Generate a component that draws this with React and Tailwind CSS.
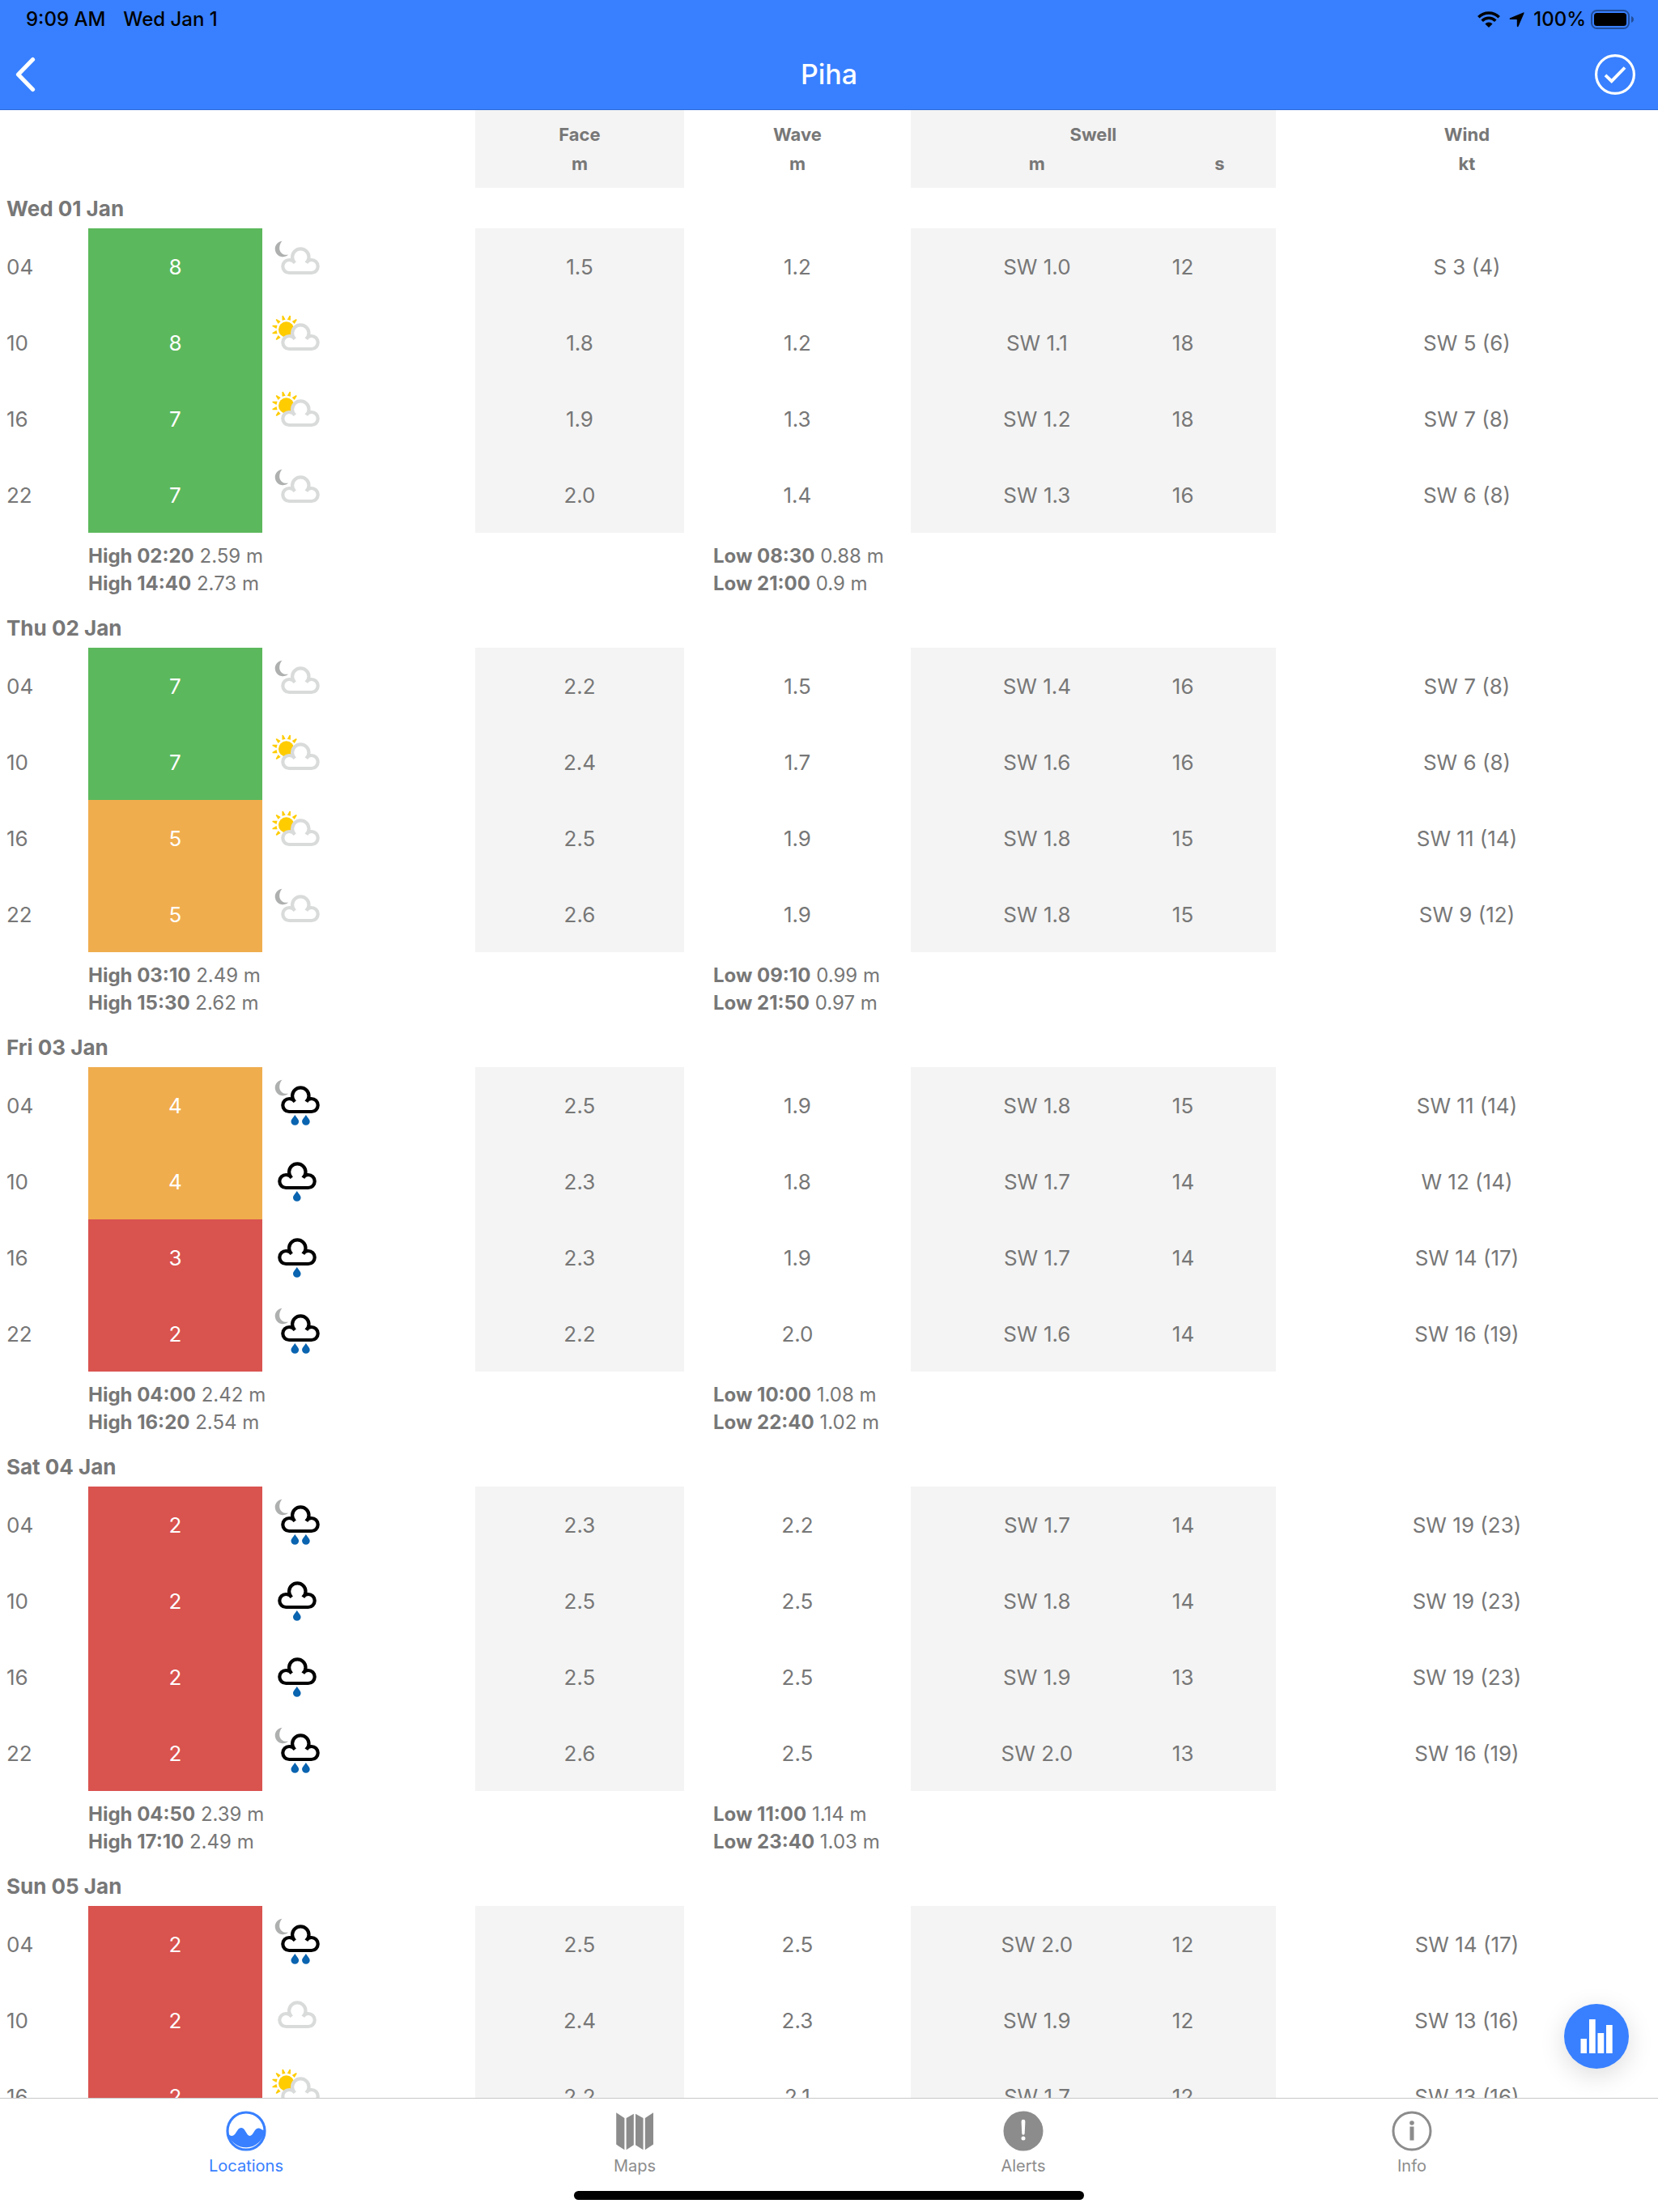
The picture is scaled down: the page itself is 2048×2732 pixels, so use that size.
import { useState } from "react";
import clsx from "clsx";

// each row: hour, rating, weather, face, wave, swell, period, wind
const days = [
  {
    date: "Wed 01 Jan",
    rows: [
      ["04", 8, "cloudNight", "1.5", "1.2", "SW 1.0", 12, "S 3 (4)"],
      ["10", 8, "cloudDay", "1.8", "1.2", "SW 1.1", 18, "SW 5 (6)"],
      ["16", 7, "cloudDay", "1.9", "1.3", "SW 1.2", 18, "SW 7 (8)"],
      ["22", 7, "cloudNight", "2.0", "1.4", "SW 1.3", 16, "SW 6 (8)"],
    ],
    high: [["02:20", "2.59"], ["14:40", "2.73"]],
    low: [["08:30", "0.88"], ["21:00", "0.9"]],
  },
  {
    date: "Thu 02 Jan",
    rows: [
      ["04", 7, "cloudNight", "2.2", "1.5", "SW 1.4", 16, "SW 7 (8)"],
      ["10", 7, "cloudDay", "2.4", "1.7", "SW 1.6", 16, "SW 6 (8)"],
      ["16", 5, "cloudDay", "2.5", "1.9", "SW 1.8", 15, "SW 11 (14)"],
      ["22", 5, "cloudNight", "2.6", "1.9", "SW 1.8", 15, "SW 9 (12)"],
    ],
    high: [["03:10", "2.49"], ["15:30", "2.62"]],
    low: [["09:10", "0.99"], ["21:50", "0.97"]],
  },
  {
    date: "Fri 03 Jan",
    rows: [
      ["04", 4, "rainNight", "2.5", "1.9", "SW 1.8", 15, "SW 11 (14)"],
      ["10", 4, "rain", "2.3", "1.8", "SW 1.7", 14, "W 12 (14)"],
      ["16", 3, "rain", "2.3", "1.9", "SW 1.7", 14, "SW 14 (17)"],
      ["22", 2, "rainNight", "2.2", "2.0", "SW 1.6", 14, "SW 16 (19)"],
    ],
    high: [["04:00", "2.42"], ["16:20", "2.54"]],
    low: [["10:00", "1.08"], ["22:40", "1.02"]],
  },
  {
    date: "Sat 04 Jan",
    rows: [
      ["04", 2, "rainNight", "2.3", "2.2", "SW 1.7", 14, "SW 19 (23)"],
      ["10", 2, "rain", "2.5", "2.5", "SW 1.8", 14, "SW 19 (23)"],
      ["16", 2, "rain", "2.5", "2.5", "SW 1.9", 13, "SW 19 (23)"],
      ["22", 2, "rainNight", "2.6", "2.5", "SW 2.0", 13, "SW 16 (19)"],
    ],
    high: [["04:50", "2.39"], ["17:10", "2.49"]],
    low: [["11:00", "1.14"], ["23:40", "1.03"]],
  },
  {
    date: "Sun 05 Jan",
    rows: [
      ["04", 2, "rainNight", "2.5", "2.5", "SW 2.0", 12, "SW 14 (17)"],
      ["10", 2, "cloud", "2.4", "2.3", "SW 1.9", 12, "SW 13 (16)"],
      ["16", 2, "cloudDay", "2.2", "2.1", "SW 1.7", 12, "SW 13 (16)"],
    ],
  },
];

const ratingColor = (rating) => {
  if (rating >= 7) return "bg-[#5cb85c]";
  if (rating >= 4) return "bg-[#f0ad4e]";
  return "bg-[#d9534f]";
};

const DROP = "c-2.3 3.6 -4.8 5.6 -4.8 8.2a4.8 4.6 0 0 0 9.6 0c0 -2.6 -2.5 -4.6 -4.8 -8.2z";
const RAY_ANGLES = [-135, -105, -75, -45, -15, 15, 45];

const WeatherIcon = ({ type }) => {
  const night = type.endsWith("Night");
  const day = type.endsWith("Day");
  const rain = type.startsWith("rain");
  // a cloud with nothing behind it sits a little further left
  const shift = night || day ? 0 : -4;

  return (
    <svg width="80" height="94" viewBox="0 0 80 94" className="block" role="img" aria-label={type}>
      {night && (
        <path d="M24.5 15.7A9.8 9.8 0 1 0 32.2 32.6C27 33.8 21.2 30.6 21.2 24.4C21.2 21 22.4 18 24.5 15.7z" fill="#aeb0af" />
      )}
      {day && (
        <g fill="#ffcc00">
          <circle cx="29.7" cy="31" r="9.7" />
          {RAY_ANGLES.map((angle) => (
            <path
              key={angle}
              d="M27.6 18.9L29 13.2h1.4L31.8 18.9z"
              transform={`rotate(${angle} 29.7 31)`}
            />
          ))}
        </g>
      )}
      <g transform={`translate(${shift} 0)`}>
        <path
          d="M33.3 55a8 8 0 0 1 0 -16c2.6 0 4.6 1 6.6 3.2a10 10 0 1 1 14.8 0c2 -2.2 4 -3.2 6 -3.2a8 8 0 0 1 0 16z"
          fill="#fff"
        />
        <path
          d="M40.4 42.6C38.4 40.2 36 39 33.3 39a8 8 0 0 0 0 16H60.7a8 8 0 0 0 0 -16C58 39 55.8 40.2 54.2 42.6M39.8 42.4a10.2 10.2 0 1 1 15 0"
          fill="none"
          stroke={rain ? "#000" : "#d9dbda"}
          strokeWidth="4.2"
        />
      </g>
      {rain && night && <path d={`M40.3 59${DROP}M53.9 59${DROP}`} fill="#0a64b0" />}
      {rain && !night && <path d={`M42.8 59${DROP}`} fill="#0a64b0" />}
    </svg>
  );
};

const LocationsIcon = () => (
  <svg width="50" height="50" viewBox="0 0 50 50">
    <circle cx="25" cy="25" r="23" fill="none" stroke="currentColor" strokeWidth="3.2" />
    <path
      d="M3 28C5 31.5 8.5 32 11 29C14 25.5 15 21 19.2 21C24 21 25.5 31 29.5 31C34 31 35 21.5 40 21.5C43.5 21.5 44 24 47.5 24V26A23 23 0 0 1 2.5 28z"
      fill="currentColor"
    />
  </svg>
);

const MapsIcon = () => (
  <svg width="50" height="50" viewBox="0 0 50 50" fill="currentColor">
    <path d="M2.2 2.3L12.4 9V48.3L2.2 41.6z" />
    <path d="M14.6 9L23.8 3.8V42.3L14.6 48.3z" />
    <path d="M26 3.8L35.5 9V48.3L26 42.3z" />
    <path d="M37.8 9L48 2.3V41.6L37.8 48.3z" />
  </svg>
);

const AlertsIcon = () => (
  <svg width="50" height="50" viewBox="0 0 50 50">
    <circle cx="25" cy="25" r="24.5" fill="currentColor" />
    <path d="M22.6 13.2a2.4 2.4 0 0 1 4.8 0L26.7 28a1.7 1.7 0 0 1 -3.4 0z" fill="#fff" />
    <circle cx="25" cy="34" r="2.5" fill="#fff" />
  </svg>
);

const InfoIcon = () => (
  <svg width="50" height="50" viewBox="0 0 50 50">
    <circle cx="25" cy="25" r="23" fill="none" stroke="currentColor" strokeWidth="3" />
    <circle cx="25" cy="15" r="2.8" fill="currentColor" />
    <rect x="22.5" y="19.5" width="5" height="17" fill="currentColor" />
  </svg>
);

const tabs = [
  { label: "Locations", Icon: LocationsIcon },
  { label: "Maps", Icon: MapsIcon },
  { label: "Alerts", Icon: AlertsIcon },
  { label: "Info", Icon: InfoIcon },
];

const StatusBar = () => (
  <div className="flex h-12 items-center justify-between pr-[29px] pl-8 text-2xl font-medium text-black">
    <div className="flex gap-[22px]">
      <span>9:09 AM</span>
      <span>Wed Jan 1</span>
    </div>
    <div className="flex items-center gap-[11px]">
      <svg width="28" height="20" viewBox="0 0 28 20" fill="none" stroke="#000" strokeWidth="3.6">
        <path d="M1.3 7.2A18 18 0 0 1 26.7 7.2" />
        <path d="M5.7 11.7A11.7 11.7 0 0 1 22.3 11.7" />
        <path d="M14 20L9.4 15.4A6.5 6.5 0 0 1 18.6 15.4z" fill="#000" stroke="none" />
      </svg>
      <svg width="19" height="19" viewBox="0 0 19 19">
        <path d="M17.6 .4C18.3 .1 18.8 .7 18.5 1.4L11.6 17.5C11.1 18.6 9.8 18.4 9.8 17.2V9.6C9.8 9.3 9.6 9.1 9.3 9.1H1.6C.4 9.1 .3 7.8 1.3 7.3z" fill="#000" />
      </svg>
      <div className="flex items-center gap-[6px]">
        <span>100%</span>
        <svg width="54" height="24" viewBox="0 0 54 24">
          <rect x="1" y="1" width="46" height="22" rx="6.5" fill="none" stroke="#000" strokeOpacity=".4" strokeWidth="2" />
          <rect x="4" y="4" width="40" height="16" rx="3.5" fill="#000" />
          <path d="M50 8C54 9.2 54 14.8 50 16z" fill="#000" fillOpacity=".4" />
        </svg>
      </div>
    </div>
  </div>
);

const Tide = ({ label, tides }) => (
  <ul>
    {tides.map(([time, height]) => (
      <li key={time}>
        <b className="font-bold">
          {label} {time}
        </b>{" "}
        {height} m
      </li>
    ))}
  </ul>
);

const ForecastDay = ({ day }) => (
  <tbody>
    <tr className="h-[50px]">
      <th colSpan={8} scope="rowgroup" className="pl-2 text-left font-bold">
        {day.date}
      </th>
    </tr>
    {day.rows.map(([hour, rating, weather, face, wave, swell, period, wind]) => (
      <tr key={hour} className="h-[94px]">
        <td className="pl-2 text-left">{hour}</td>
        <td className={clsx("text-white", ratingColor(rating))}>{rating}</td>
        <td>
          <WeatherIcon type={weather} />
        </td>
        <td className="bg-[#f4f4f4]">{face}</td>
        <td>{wave}</td>
        <td className="bg-[#f4f4f4]">{swell}</td>
        <td className="bg-[#f4f4f4] pl-[11px] text-left">{period}</td>
        <td>{wind}</td>
      </tr>
    ))}
    {day.high && (
      <tr className="text-left text-2xl leading-[34px]">
        <td />
        <td colSpan={3} className="py-3">
          <Tide label="High" tides={day.high} />
        </td>
        <td colSpan={4} className="py-3 pl-9">
          <Tide label="Low" tides={day.low} />
        </td>
      </tr>
    )}
  </tbody>
);

const App = () => {
  const [activeTab, setActiveTab] = useState("Locations");

  return (
    <div className="flex h-screen flex-col bg-white font-['Inter',sans-serif] text-[#777]">
      <header className="border-b border-[#2f6bd8] bg-[#3880ff]">
        <StatusBar />
        <div className="flex h-[87px] items-center justify-between px-[18px] text-white">
          <button aria-label="Back" className="flex w-[60px]">
            <svg width="28" height="44" viewBox="0 0 28 44" fill="none" stroke="currentColor" strokeWidth="5.2" strokeLinecap="round" strokeLinejoin="round">
              <path d="M22.5 3.5L4.5 22L22.5 40.5" />
            </svg>
          </button>
          <h1 className="text-[34px] font-medium">Piha</h1>
          <button aria-label="Select" className="flex w-[60px]">
            <svg width="50" height="50" viewBox="0 0 50 50" fill="none" stroke="currentColor" strokeWidth="3.2">
              <circle cx="25" cy="25" r="23.4" />
              <path d="M13 25.8L20.7 33.2L37 16.5" strokeWidth="3.8" />
            </svg>
          </button>
        </div>
      </header>

      <div className="relative min-h-0 flex-1">
        <main className="h-full overflow-y-auto [scrollbar-width:none]">
          <table className="w-full table-fixed text-center text-[26px]">
            <colgroup>
              <col className="w-[5.32%]" />
              <col className="w-[10.5%]" />
              <col className="w-[12.84%]" />
              <col className="w-[12.6%]" />
              <col className="w-[13.67%]" />
              <col className="w-[15.23%]" />
              <col className="w-[6.79%]" />
              <col className="w-[23.05%]" />
            </colgroup>
            <thead className="text-[22px] leading-9">
              <tr>
                <td colSpan={3} rowSpan={2} />
                <th className="bg-[#f4f4f4] pt-3">Face</th>
                <th className="pt-3">Wave</th>
                <th colSpan={2} className="bg-[#f4f4f4] pt-3">Swell</th>
                <th className="pt-3">Wind</th>
              </tr>
              <tr>
                <th className="bg-[#f4f4f4] pb-3">m</th>
                <th className="pb-3">m</th>
                <th className="bg-[#f4f4f4] pb-3">m</th>
                <th className="bg-[#f4f4f4] pb-3">s</th>
                <th className="pb-3">kt</th>
              </tr>
            </thead>
            {days.map((day) => (
              <ForecastDay key={day.date} day={day} />
            ))}
          </table>
        </main>

        {/* Chart button */}
        <button
          aria-label="Show chart"
          className="absolute right-9 bottom-9 size-20 rounded-full bg-[#3880ff] shadow-[0_8px_32px_rgba(0,0,0,0.14)]"
        >
          <svg width="80" height="80" viewBox="0 0 80 80" fill="#fff">
            <rect x="20.5" y="43" width="7.5" height="18" />
            <rect x="31" y="19" width="7.7" height="42" />
            <rect x="41.5" y="36" width="7.7" height="25" />
            <rect x="52" y="26" width="7.7" height="35" />
          </svg>
        </button>
      </div>

      <footer className="border-t border-[#c8c8c8] py-[15px]">
        <nav className="flex px-16">
          {tabs.map(({ label, Icon }) => (
            <button
              key={label}
              onClick={() => setActiveTab(label)}
              className={clsx(
                "flex flex-1 flex-col items-center gap-1 text-xl",
                activeTab === label ? "text-[#3880ff]" : "text-[#8c8c8c]"
              )}
            >
              <Icon />
              <span>{label}</span>
            </button>
          ))}
        </nav>
        {/* Home indicator */}
        <div className="mx-auto mt-[17px] h-[11px] w-[630px] max-w-full rounded-full bg-black" />
      </footer>
    </div>
  );
};

export default App;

....

Everything from the first line to the line with "import clsx from" must be repeated exactly, and nothing else. Leave the pictures out.

**THE RESPONSE**
Generate a component that draws this with React and Tailwind CSS.
The picture is scaled down: the page itself is 2048×2732 pixels, so use that size.
import { useState } from "react";
import clsx from "clsx";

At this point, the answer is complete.